Empowering rural women through energy: A development imperative

Sustainable Development Goal 7, “ensuring access to affordable, reliable, sustainable and modern energy for all”, speaks a universal truth.

In my decades of engineering across Zimbabwe, from high-voltage transmission lines to solar mini-grids, I have witnessed first-hand how energy is not just a utility... it is the pulse that animates communities. Especially for rural women, access to reliable electricity is not merely a convenience, it is the gateway to dignity, opportunity, and transformation.

  1. SDG 7: Electrifying equality

Sustainable Development Goal 7, “ensuring access to affordable, reliable, sustainable and modern energy for all”, speaks a universal truth. But for rural women, that phrase must take on deeper meaning. It is not enough that power is available, it must be accessible, affordable, inclusive. Rural women are often the invisible labor force: hauling water, cooking over wood fires, lighting kerosene lamps. Each moment spent on these tasks is time taken away from education, entrepreneurship, or rest.

I’ve walked through villages where women would rise before sunrise to collect firewood, then shepherd children, and only later, in the dim glow of kerosene lamps, try to work, even their eyes strained. Electricity is not just light, it is freedom. It is the possibility that a girl can study after dark, that a mother can run a small sewing cottage, that water can be pumped, that health clinics can refrigerate vaccines.

  1. My Commitment as an engineer and leader

When I lead project planning discussions at Power Giants, I remind our teams that each kilowatt is not just for industrial output, mit could be a student finishing homework, a midwife lighting the way, or a small entrepreneur powering her livelihood. I often say: “Each meter we lay, each solar panel we install, lights not just a house, but hopes.”

So when we go into rural electrification projects, we always ask: Are there solar home systems for women-led households? Are micro-enterprise hubs powered? Are schools and community centers included? Electricity, when done well, multiplies the earning potential of rural women by enabling micro-processing (like grain mills), preserving produce (through cold storage), and providing connectivity (charging mobile phones, accessing online markets).

  1. The Power of electricity: Stories from the field

Let me share two brief, but powerful, stories drawn from our own experience:

In Gwanda, a rural community that we enabled with solar mini-grid access, women formed a co-op to operate the grain mill on solar power. They now process millet locally, doubling their incomes and cutting cooking time in half.

In Nyanga, after installing solar power at a rural clinic, a nurse said to me: “Before, we feared vaccine spoilage. Now, mothers bring their children for immunization without worry.” That chill of the fridge is a chill of hope.
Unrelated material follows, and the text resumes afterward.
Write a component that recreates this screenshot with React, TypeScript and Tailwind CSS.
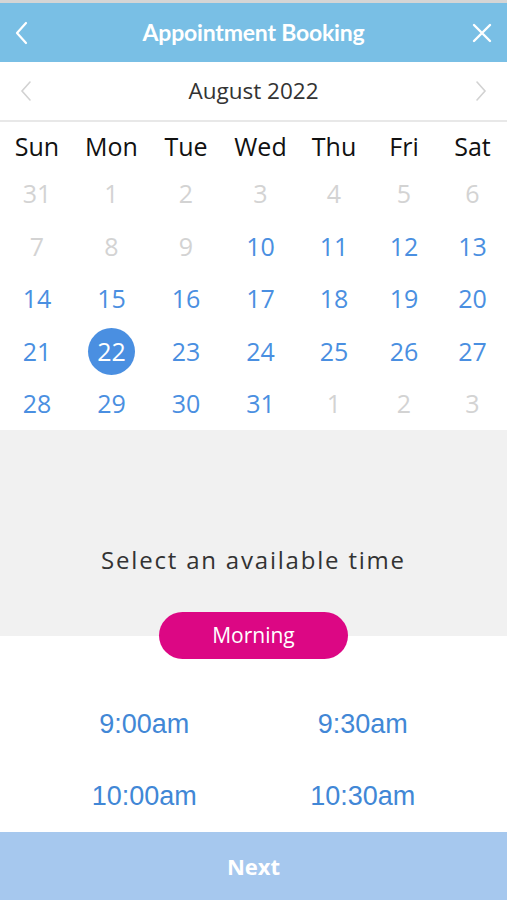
import React, { useState } from 'react';

const weekdays = ['Sun', 'Mon', 'Tue', 'Wed', 'Thu', 'Fri', 'Sat'];

type Day = { n: number; active: boolean };

// August 2022, padded with the neighbouring months
const weeks: Day[][] = [
  [31, 1, 2, 3, 4, 5, 6].map((n) => ({ n, active: false })),
  [7, 8, 9].map((n) => ({ n, active: false })).concat([10, 11, 12, 13].map((n) => ({ n, active: true }))),
  [14, 15, 16, 17, 18, 19, 20].map((n) => ({ n, active: true })),
  [21, 22, 23, 24, 25, 26, 27].map((n) => ({ n, active: true })),
  [28, 29, 30, 31].map((n) => ({ n, active: true })).concat([1, 2, 3].map((n) => ({ n, active: false }))),
];

const slots = ['9:00am', '9:30am', '10:00am', '10:30am'];

const App: React.FC = () => {
  const [selected, setSelected] = useState(22);

  return (
    <div className="h-[900px] w-full flex flex-col bg-white font-['Open_Sans',sans-serif] overflow-hidden">
      <div className="h-[3px] shrink-0 bg-[#d5d5d5]" />

      {/* header */}
      <div className="h-[59px] shrink-0 bg-[#79bfe5] flex items-center justify-between px-[14px]">
        <div className="w-[24px] flex">
          <svg width="16" height="24" viewBox="0 0 16 24" fill="none" stroke="white" strokeWidth="2.2" strokeLinecap="round" strokeLinejoin="round">
            <path d="M12 2 L3 12 L12 22" />
          </svg>
        </div>
        <h1 className="text-white font-bold text-[23px] font-['Lato',sans-serif] tracking-[-0.2px]">Appointment Booking</h1>
        <div className="w-[24px] flex justify-end">
          <svg width="22" height="22" viewBox="0 0 22 22" fill="none" stroke="white" strokeWidth="2.4" strokeLinecap="round">
            <path d="M3 3 L19 19 M19 3 L3 19" />
          </svg>
        </div>
      </div>

      {/* month */}
      <div className="h-[60px] shrink-0 flex items-center justify-between px-[19px] border-b-2 border-[#e8e8e8]">
        <svg width="14" height="22" viewBox="0 0 14 22" fill="none" stroke="#d2d2d2" strokeWidth="1.6" strokeLinecap="round">
          <path d="M11 2 L3 11 L11 20" />
        </svg>
        <span className="text-[22.5px] text-[#333333]">August 2022</span>
        <svg width="14" height="22" viewBox="0 0 14 22" fill="none" stroke="#d2d2d2" strokeWidth="1.6" strokeLinecap="round">
          <path d="M3 2 L11 11 L3 20" />
        </svg>
      </div>

      {/* calendar */}
      <div className="shrink-0 grid grid-cols-[74px_75px_74px_75px_72px_68px_69px]">
        {weekdays.map((d) => (
          <div key={d} className="h-[45.5px] pt-[4px] flex items-center justify-center text-[25px] text-[#111111]">
            {d}
          </div>
        ))}
        {weeks.flat().map((d, i) => (
          <div key={i} className="h-[52.6px] flex items-center justify-center">
            {d.active && d.n === selected ? (
              <span className="w-[47px] h-[47px] rounded-full bg-[#4a8fe1] text-white text-[25px] flex items-center justify-center">
                {d.n}
              </span>
            ) : (
              <button
                type="button"
                onClick={() => d.active && setSelected(d.n)}
                className={`text-[25px] ${d.active ? 'text-[#4a8fe1]' : 'text-[#d3d3d3]'}`}
              >
                {d.n}
              </button>
            )}
          </div>
        ))}
      </div>

      {/* time header */}
      <div className="shrink-0 bg-[#f1f1f1] flex flex-col items-center pt-[112px]">
        <p className="text-[24px] text-[#333333] tracking-[1.8px]">Select an available time</p>
        <div className="relative mt-[34px] -mb-[23px] w-[189px] h-[47px] rounded-full bg-[#dc0784] flex items-center justify-center text-white text-[21px]">
          Morning
        </div>
      </div>

      {/* slots */}
      <div className="flex-1 pt-[52px] px-[35px]">
        <div className="grid grid-cols-2">
          {slots.map((s) => (
            <button key={s} type="button" className="h-[72px] flex items-center justify-center text-[27px] text-[#4187d6] font-['Liberation_Sans',Arial,sans-serif]">
              {s}
            </button>
          ))}
        </div>
      </div>

      <button type="button" className="h-[68px] shrink-0 bg-[#a6c8ee] text-white font-bold text-[22px]">
        Next
      </button>
    </div>
  );
};

export default App;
  1. Why rural women must be prioritised in SDG 7 implementation
  2. a) Efficiency of Impact

When you electrify a rural home led by women, the social returns multiply. Food processing, safe cooking, education, health, small businesses, these all begin at home. You’re empowering the entire household.

  1. b) Inclusivity and gender equity

Development is not equitable unless it includes women. Electrification programs must target women, provide financing packages, training, and ownership models that place control in their hands. That’s how generational change occurs.

  1. c) Building resilient communities

Women often lead during crises. When rural clinics, schools, and homes have energy backups, women, who often manage family care, can provide continuity. A clinic with power stands open; children can study; small businesses can operate.

  1. A vision for tomorrow

I envision a Zimbabwe, and a Sadc region, where electrification strategies are deliberately designed with rural women in mind:

-Mini-grid deployments prioritise clinics, schools, and women-owned micro-enterprises.

-Solar home system programs include repayment models and training for women.

-Economic hubs with cold storage, milling, and charging stations, where women are co-owners.

-Training and employment for rural women in solar installation, maintenance, and energy services.

When communities see women confidently charging phones, running solar-powered corner shops, lighting homes, and caring for children, they choose progress. That’s the energy revolution I believe in.

  1. Call to Action

To implement SDG 7 with depth and dignity, we must:

  1. Design interventions around rural women, not just infrastructure.
  2. Involve women in planning of electrification projects, as decision makers.
  3. Measure success not just in kilowatts, but in livelihoods created.
  4. Invest in gender-inclusive funding schemes that empower women to own and operate energy solutions.

I have seen what energy can do when paired with purpose. Rural communities do not need charity, they need access. And rural women? They need power, electrical, yes, but even more importantly, transformative.

Let’s illuminate Zimbabwe, one household, one village, one woman's dream at a time.